Apesar de já gravar e fazer lives para outros aplicativos semelhantes, Clarym indica ter começado do zero no Likee. Segundo a tatuiana, em pouco tempo, os seguidores de outras plataformas conectaram-se com ela novamente, passando a ser chamada de “Poetisa do Likee”.
“Tenho uma excelente aceitação e, nas lives, estou entre os melhores do Brasil. Poder ler poemas e resgatar valores, isso é muito gratificante”, garante.
“Durante as lives, geralmente estou lendo para 300 pessoas. Eu falo com cerca de 2.000 seguidores todos os dias, eles se emocionam, se abrem e contam as experiências, mas eu nunca sonhei com isso!”, completa.
Clarym participa do coletivo cultural “Leitura pelos Cantos do Brasil”, recebendo doações e enviando livros aos leitores que não têm condições de comprá-los. O coletivo cultural foi uma das motivações para “propagar a leitura” pela plataforma digital.
Conforme a escritora, ela não costumava utilizar as redes sociais como atualmente, apesar de já ter alcançado, em outra plataforma, 500 mil visualizações em vídeos de humor. Ela também decidiu investir mais no digital porque o período pandêmico deixou-a entediada.
“Incentivar a leitura é um desafio gigante. Como as pessoas sentem preguiça, pensei em ler, declamar poesias e falar sobre os livros para elas”, explica. “Hoje em dia, no ‘Reels’ (ferramenta semelhante ao Likee no Instagram), o público que lê apenas assiste vídeos, não cria conteúdo; eu sou criadora de conteúdo digital”, complementa Clarym.
A escritora revela que sempre sonhou em estudar teatro, mas não obteve sucesso. Ela iniciou no curso de letras e continuou postando os vídeos, tendo até pensado em desistir, mas a pandemia mudou o pensamento dela.
“A literatura precisa ser viva e estar em todos os lugares. Quem olha para uma e-girl e pensa que ela é escritora ou poeta? Ninguém”, destaca a intérprete de Flora.

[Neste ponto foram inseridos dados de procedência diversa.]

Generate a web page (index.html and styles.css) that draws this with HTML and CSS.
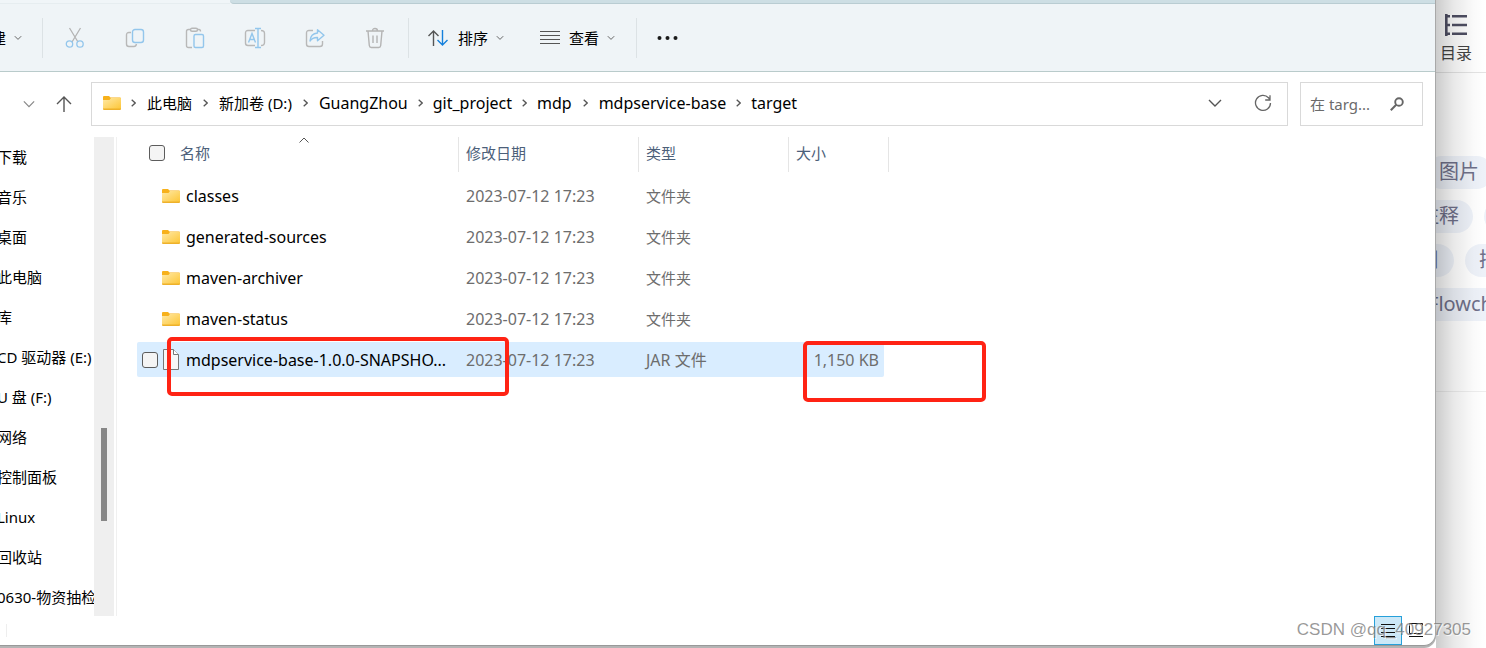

Nascida em São Bernardo do Campo (SP), Clarym veio a Tatuí com três anos. Ela conta ter estudado somente em instituições públicas do município e garante que a paixão pela literatura se iniciou quando estudava na Escola Estadual “Chico Pereira” e cresceu quando estava no projeto social Lar Espaço Feliz, do Lar Donato Flores.
Em 2019, a tatuiana lançou o primeiro livro, intitulado “Eu Sinto Grito Eu”. O amor pela literatura foi passado aos filhos, que adoram ler gibis. Assim como ela, dois dos filhos têm TDAH (transtorno de déficit de atenção com hiperatividade). Clarym também é disléxica.
“Como eu era muito pobre e não tinha condições de comprar livros, cresci com o desejo de ter uma estante cheia de livros”, afirma a escritora.
Ela reforça que a leitura é uma rotina na casa da família, pois a “literatura transforma e salva vidas”. “Sou a prova viva. Os livros me ensinaram a ser forte e a me dedicar. A leitura vai além de sentar e ler um livro, ela toca no interno das pessoas”, conclui Clarym.